I don't think anyone who has stood beneath his serpentine sculpture made from 883 identical knapsacks cannot be moved. This dissident Chinese artist, born in 1957, fights his government for its lack of transparency and accountability. In this exhibition, his main focus was on his government's behaviour following the 2008 earthquake in Sichuan Province where over 5,000 children died in poorly constructed schools. Corruption in the building industry clearly was responsible for the buildings collapse and the government's refusal to investigate or even identify the names of the dead children enraged Weiwei. "Snake Ceiling" reminds us of the loss of the children.

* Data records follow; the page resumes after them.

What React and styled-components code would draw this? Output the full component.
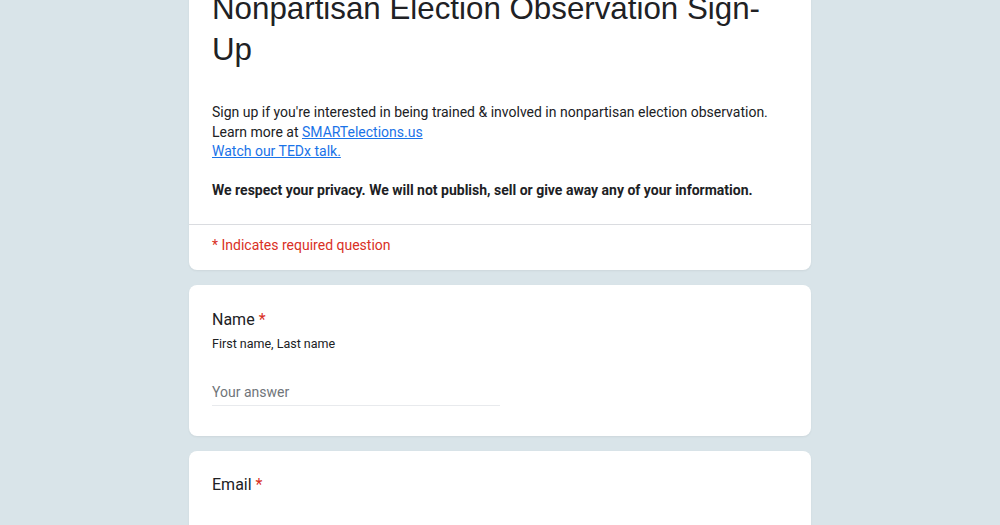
import React from 'react'
import styled, { createGlobalStyle } from 'styled-components'

const GlobalStyle = createGlobalStyle`
  html, body {
    margin: 0;
    padding: 0;
    background: #d9e4e9;
    overflow: hidden;
  }
  body {
    font-family: Roboto, "Liberation Sans", Arial, sans-serif;
    color: #202124;
  }
`

const Page = styled.div`
  width: 622px;
  margin: -36px auto 0;
  display: flex;
  flex-direction: column;
  gap: 15px;
`

const Card = styled.div`
  background: #fff;
  border-radius: 8px;
  box-shadow: 0 1px 2px rgba(60, 64, 67, 0.08);
  padding: ${(p) => p.padding || '23px 23px 30px'};
`

const HeaderCard = styled.div`
  background: #fff;
  border-radius: 8px;
  box-shadow: 0 1px 2px rgba(60, 64, 67, 0.08);
  display: flex;
  flex-direction: column;
`

const HeaderTop = styled.div`
  padding: 24px 23px 23px;
  border-bottom: 1px solid #dadce0;
`

const Title = styled.h1`
  margin: 0;
  font-family: "Liberation Sans", Arial, sans-serif;
  font-weight: 400;
  font-size: 31.3px;
  line-height: 41px;
  color: #202124;
`

const Description = styled.div`
  margin-top: 33px;
  font-size: 14px;
  line-height: 19.5px;
  color: #202124;

  a {
    color: #1a73e8;
    text-decoration: underline;
  }

  b {
    font-weight: 700;
  }
`

const Required = styled.div`
  padding: 10px 23px 15px;
  font-size: 14px;
  line-height: 20px;
  color: #d93025;
`

const Question = styled.div`
  font-size: 16px;
  line-height: 24px;
  color: #202124;

  span {
    color: #d93025;
    margin-left: 4px;
  }
`

const Help = styled.div`
  margin-top: 3px;
  font-size: 12.5px;
  line-height: 18px;
  color: #202124;
`

const Answer = styled.div`
  margin-top: 29px;
  width: 50%;
  padding-bottom: 3px;
  border-bottom: 1px solid #e8eaed;
  font-size: 14px;
  line-height: 20px;
  color: #70757a;
`

function App() {
  return (
    <>
      <GlobalStyle />
      <Page>
        <HeaderCard>
          <HeaderTop>
            <Title>Nonpartisan Election Observation Sign-Up</Title>
            <Description>
              Sign up if you're interested in being trained &amp; involved in nonpartisan election observation.
              <br />
              Learn more at <a href="#">SMARTelections.us</a>
              <br />
              <a href="#">Watch our TEDx talk.</a>
              <br />
              <br />
              <b>We respect your privacy. We will not publish, sell or give away any of your information.</b>
            </Description>
          </HeaderTop>
          <Required>* Indicates required question</Required>
        </HeaderCard>

        <Card>
          <Question>
            Name<span>*</span>
          </Question>
          <Help>First name, Last name</Help>
          <Answer>Your answer</Answer>
        </Card>

        <Card padding="22px 23px 60px">
          <Question>
            Email<span>*</span>
          </Question>
        </Card>
      </Page>
    </>
  )
}

export default App
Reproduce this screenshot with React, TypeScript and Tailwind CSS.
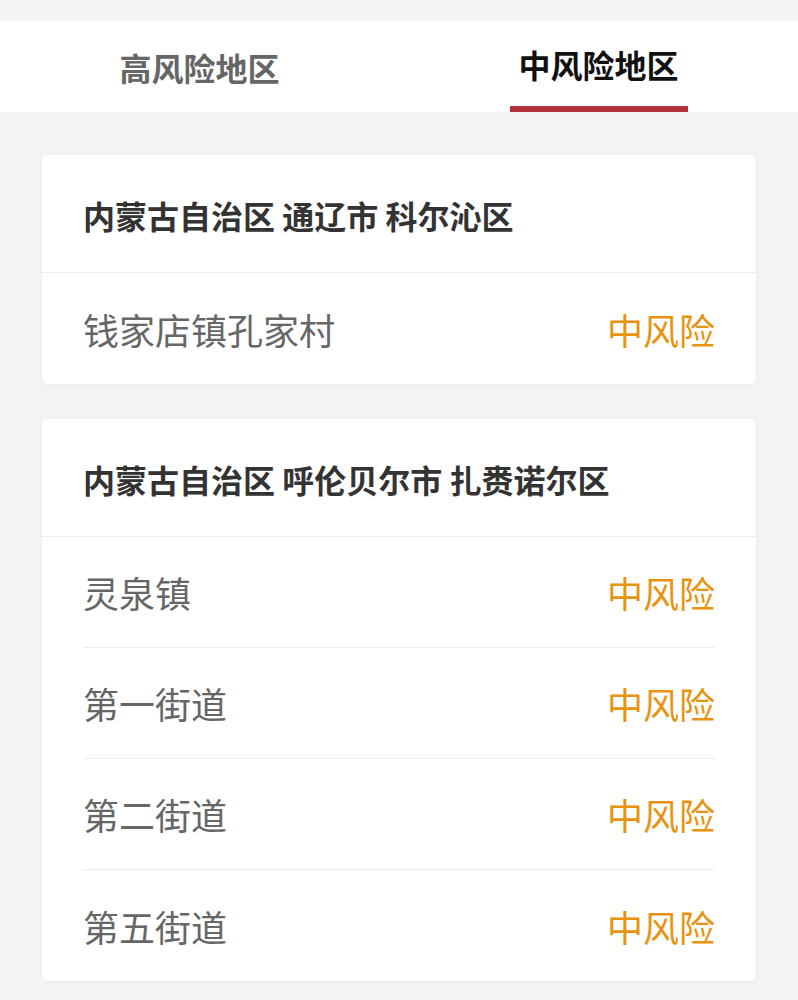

Far more massive is the installation that weighed over 38 tonnes and is made of actual straightened rebar removed from the ruined schools. Ai Weiwei set about collecting the names of the children and they were listed on one wall of the exhibit with the names being called out. He believes that your name is the first and last marker of your human rights. Everyone has a name whether rich or poor.


Weiwei was the former design consultant for the Beijing National Stadium - the birds nest - used at the 2008 Olympics. He backed out in protest against corruption and the displacement of the poor to make room for tourism.

His Divina Proportione is made without screws or nails using traditional Chinese carpentry techniques from the Ming Dynasty.

Other works in the exhibit remind him of the past and his youth. They demonstrate his creative genius.

"I'm surprised that somebody like me would even become famous, just for demanding very basic truths and seeking ways to survive with some dignity," Ai told The Canadian Press.

What was it about the works of Ansel Adams, Edward Burtynsky and Ai WeiWei that draw me to them? Adams captured the pristine world. He did not show the clear cutting of the forest, the polluted rivers and excavated land from mining. He showed a romantic version of reality without the encroachment of materialism. Burtynsky shows us the price we pay for our consumerism: our need to have and our belief that we have a right to take. Ai Weiwei shows us that the future is here. Those with self-serving interests, who have no conscience to protect ordinary people, control governments. Is it too late to expect transparency and accountability from Government? Canadians may well ask.